The Los Angeles Times noted that, before Fox’s executive decree pn Monday, Mexico had severely restricted the importation of used vehicles but the new order now allows large-scale importing of some cars and trucks from the United States and Canada that are 10 to 15 years old. It also reduces taxes on some new Mexican-made vehicles to make them more affordable, and it allows drivers of vehicles smuggled illegally into the country to register them by paying taxes equivalent to 15% of the car’s value.


Industry experts have told the paper that two to three million of these vehicles are currently driven on Mexican roads. Most lack proper licence plates and registration and don’t go through required emission inspections. Known in Mexico as “chocolates,” because, wags say, buyers never know what they’re getting until they try them, these vehicles have long been a source of debate.
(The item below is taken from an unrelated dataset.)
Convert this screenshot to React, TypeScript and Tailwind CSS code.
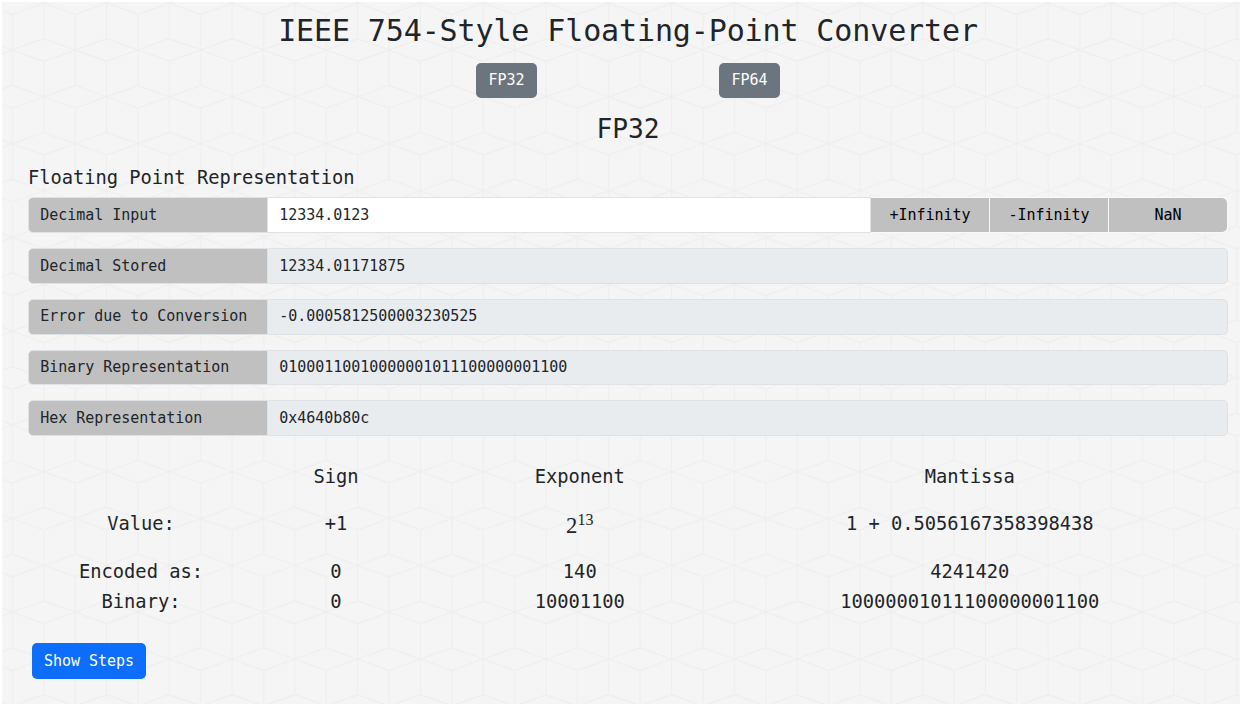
import React from "react";

const fields = [
  { label: "Decimal Stored", value: "12334.01171875" },
  { label: "Error due to Conversion", value: "-0.0005812500003230525" },
  { label: "Binary Representation", value: "01000110010000001011100000001100" },
  { label: "Hex Representation", value: "0x4640b80c" },
];

function CubePattern() {
  return (
    <svg className="absolute inset-0 size-full" aria-hidden="true">
      <defs>
        <pattern id="cubes" width="62.78" height="93.72" patternUnits="userSpaceOnUse" x="10.4" y="1.1">
          <path
            d="M0 46.86 L31.39 35.5 L62.78 46.86 L31.39 58.2 Z M0 11.35 L31.39 0 L62.78 11.35 M0 82.4 L31.39 93.72 L62.78 82.4 M31.39 0 V35.5 M31.39 58.2 V93.72 M0 11.35 V82.4 M62.78 11.35 V82.4"
            fill="none"
            stroke="#eeeeee"
            strokeWidth="1.2"
          />
        </pattern>
      </defs>
      <rect width="100%" height="100%" fill="url(#cubes)" />
    </svg>
  );
}

function Label({ children }: { children: React.ReactNode }) {
  return (
    <div className="flex w-[239.5px] shrink-0 items-center rounded-l-[5px] border border-[#dee2e6] bg-[#c0c0c0] px-[11.25px]">
      {children}
    </div>
  );
}

export default function App() {
  return (
    <div className="h-[706px] w-[1242px] overflow-hidden bg-white p-[2px]">
      <div className="relative h-[702px] w-[1238px] overflow-hidden bg-[#f5f5f5]">
        <CubePattern />
        <main className="relative flex flex-col pl-[26px] pr-3 pt-[11px] font-['DejaVu_Sans_Mono',monospace] text-[15px] leading-[22.5px] tracking-[-0.002em] text-[#212529]">
          <h1 className="text-center text-[30px] leading-9 tracking-[-0.004em]">IEEE 754-Style Floating-Point Converter</h1>
          <div className="mt-[14px] flex justify-center gap-[182px]">
            <button className="h-[35px] w-[61px] rounded-[5px] bg-[#6c757d] text-white">FP32</button>
            <button className="h-[35px] w-[61px] rounded-[5px] bg-[#6c757d] text-white">FP64</button>
          </div>
          <h2 className="mt-4 text-center text-[26.25px] leading-[31.5px]">FP32</h2>
          <h3 className="mt-[21.5px] text-[18.75px] leading-[22.5px]">Floating Point Representation</h3>
          <div className="mt-[7.75px] flex w-[1200px] flex-col gap-[15px]">
            <div className="flex h-[35.75px]">
              <Label>Decimal Input</Label>
              <div className="-ml-px flex flex-1 items-center border border-[#dee2e6] bg-white px-[11.75px]">12334.0123</div>
              <div className="flex w-[357px] gap-px rounded-r-[5px] bg-[#f8f9fa] py-px pr-px text-black">
                <button className="flex-1 bg-[#c0c0c0]">+Infinity</button>
                <button className="flex-1 bg-[#c0c0c0]">-Infinity</button>
                <button className="flex-1 rounded-r-[5px] bg-[#c0c0c0]">NaN</button>
              </div>
            </div>
            {fields.map((f) => (
              <div key={f.label} className="flex h-[35.75px]">
                <Label>{f.label}</Label>
                <div className="-ml-px flex flex-1 items-center rounded-r-[5px] border border-[#dee2e6] bg-[#e9ecef] px-[11.75px]">
                  {f.value}
                </div>
              </div>
            ))}
          </div>
          <div className="ml-[15.5px] mt-[26px] grid w-[1170px] grid-cols-[195px_195px_292.5px_487.5px] text-center text-[18.75px] leading-[30px]">
            <span />
            <span>Sign</span>
            <span>Exponent</span>
            <span>Mantissa</span>
            <span className="mt-[17px]">Value:</span>
            <span className="mt-[17px]">+1</span>
            <span className="mt-[17px] flex justify-center pt-1 font-['Liberation_Serif',serif] text-[22.7px] leading-[26px]">
              <span>2</span>
              <span className="-mt-[6px] text-[16px]">13</span>
            </span>
            <span className="mt-[17px]">1 + 0.5056167358398438</span>
            <span className="mt-[18px]">Encoded as:</span>
            <span className="mt-[18px]">0</span>
            <span className="mt-[18px]">140</span>
            <span className="mt-[18px]">4241420</span>
            <span>Binary:</span>
            <span>0</span>
            <span>10001100</span>
            <span>10000001011100000001100</span>
          </div>
          <button className="ml-1 mt-[25.75px] h-9 w-[114px] rounded-[5px] bg-[#0d6efd] text-white">Show Steps</button>
        </main>
      </div>
    </div>
  );
}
The Los Angeles Times said that many Mexicans claim the government forces them to pay inflated prices for vehicles through high taxes and other measures. Motorists have smuggled millions of vehicles from the United States, and people who drive these cars are in constant danger of being ticketed or having their vehicles seized by authorities.


The paper added that activist groups, particularly those representing farmers, say these low-cost vehicles are crucial to their livelihoods and have pressured the government to legalise them, staging massive protests and blocking traffic with the outlawed vehicles in the capital.


Those efforts appeared to pay off Monday when the government granted the second mass amnesty in five years, the Los Angeles Times said.


Mexican used car dealers reportedly were divided on how they would be affected by Monday’s decree.


The LA Times report said some welcomed the chance to carry a wider variety of US cars at lower prices but others were fearful that customers, particularly those in northern Mexico, would skip local dealers and shop for their vehicles across the border in the United States.


The export of high-polluting used cars to developing nations “is a huge problem around the world,” Blumberg told the paper, adding: “We’re seeing the same thing in Asia.”


The Los Angeles Times noted that North American Free Trade Agreement rules require Mexico to begin opening its market to used automobiles from the US and Canada by 2009, so Monday’s decree accelerated that action.